In her review which appeared in the Winter 2015 issue of the Journal of Levantine Studies, Dr. Nazan Maksudyan of Istanbul Kemerburgaz University wrote: “Kaloosdian has made a lasting contribution in reconstructing the experience of Tademtsis (people from Tadem) during and after the genocide.” Maksudyan added: “Robert Aram Kaloosdian’s Tadem, My Father’s Village: Extinguished during the 1915 Armenian Genocide is an exceptionally rich local history of a rather small village, based mostly on oral histories, but also on memoirs and other published accounts. The book provides an almost complete picture of life before the genocide, with detailed population figures, census-like data on each family, socioeconomic background, and so on. Moreover, the book meticulously records the different phases of the genocidal process by presenting Tadem as a microcosm of the genocide.”
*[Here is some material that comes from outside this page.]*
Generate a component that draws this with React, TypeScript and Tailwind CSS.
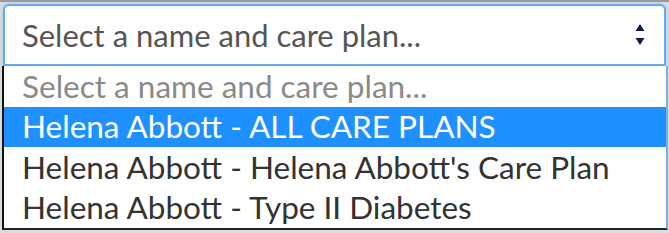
const OPTIONS = [
  { label: "Select a name and care plan...", placeholder: true },
  { label: "Helena Abbott - ALL CARE PLANS", active: true },
  { label: "Helena Abbott - Helena Abbott's Care Plan" },
  { label: "Helena Abbott - Type II Diabetes" },
];

function Arrows() {
  return (
    <svg width="10" height="24" viewBox="0 0 10 24" className="shrink-0">
      <path d="M5 1 L9.5 8 L0.5 8 Z" fill="#0d1f40" />
      <path d="M0.5 15 L9.5 15 L5 22 Z" fill="#0d1f40" />
    </svg>
  );
}

export default function App() {
  return (
    <div
      className="w-[669px] h-[233px] bg-[#dcdcdc] border-t-2 border-[#9a9a9a] overflow-hidden"
      style={{ fontFamily: "Lato, 'Noto Sans', sans-serif" }}
    >
      {/* Select box */}
      <div className="ml-[3px] mt-[2px] w-[663px] h-[62px] bg-white border-2 border-[#66aaf0] rounded-t-[6px] shadow-[0_0_4px_#9ecbf7] flex items-center pl-[17px] pr-[19px]">
        <span className="flex-1 text-[31px] text-[#555555] leading-none">
          Select a name and care plan...
        </span>
        <Arrows />
      </div>

      {/* Dropdown list */}
      <div className="ml-[2px] w-[666px] h-[164px] bg-white border-l-2 border-b-2 border-r-2 border-l-[#111] border-b-[#222] border-r-[#7ab0ea] flex flex-col">
        {OPTIONS.map((o) => (
          <div
            key={o.label}
            className={`h-[41px] flex items-center pl-[18px] text-[31.5px] leading-none ${
              o.active
                ? "bg-[#1e90ff] text-white"
                : o.placeholder
                ? "text-[#8a8a8a]"
                : "text-[#333333]"
            }`}
          >
            {o.label}
          </div>
        ))}
      </div>
    </div>
  );
}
The Journal of Levantine Studies is published by the Van Leer Jerusalem Institute, a center dedicated to the interdisciplinary study and discussion of issues related to philosophy, society, culture, and education.
While some would rather we deny, forget, or ignore the reality of the Armenian Genocide, the book serves as a countervailing force for truth and for remembrance. It further clarifies with heartbreaking sincerity, what it is that genocide entails. Because the book documents the tragedy at such impressively granular tracking, not just a village or community but also families and individuals, the reader is witness to the complex pattern in which genocide unfolds – often decentralized, and with a collection of differently motivated types of perpetrators. The message is particularly poignant in light of the current turmoil in the same region where slavery, forced marriages and conversions, and other forms of exploitation are seen playing out against a background of international inaction and apathy.
Kaloosdian stated the “voice that came forth in Tadem is from those villagers of Tadem who no longer have a voice. They were peaceful and agrarian, rich in culture but limited in resources, certainly posing no threat to anyone. The ruin of Tadem never needed to occur. They were not near a war zone. Tadem stands as a testament that religious hatred and racial prejudice are far more destructive than the weapons of war.”
Kaloosdian’s book had already received two awards in 2016. Tadem: My Father’s Village was awarded an Independent Book Publishers Association’s (IBPA) Benjamin Franklin Award as a Silver Winner in the Best New Voice Nonfiction category. The IBPA describes the book as follows: “Drawing on accounts from over a dozen witnesses, most never before published, the author recounts the life and death of one village. With striking immediacy, the author presents TADEM as a microcosm of the Genocide and argues that the Turks used the outbreak of World War I as a cover for atrocities motivated by religious hatred and greed.”
Tadem: My Father’s Village also received an “IPPY” Silver award in the category of World History. The “IPPY” Awards, launched in 1996 and given out by the Independent Publisher Book Awards, are designed to bring increased recognition to the deserving but often unsung titles published by independent authors and publishers.
Founded in 1997, the Armenian National Institute (ANI) is a 501(c)(3) educational charity based in Washington, D.C., and is dedicated to the study, research, and affirmation of the Armenian Genocide.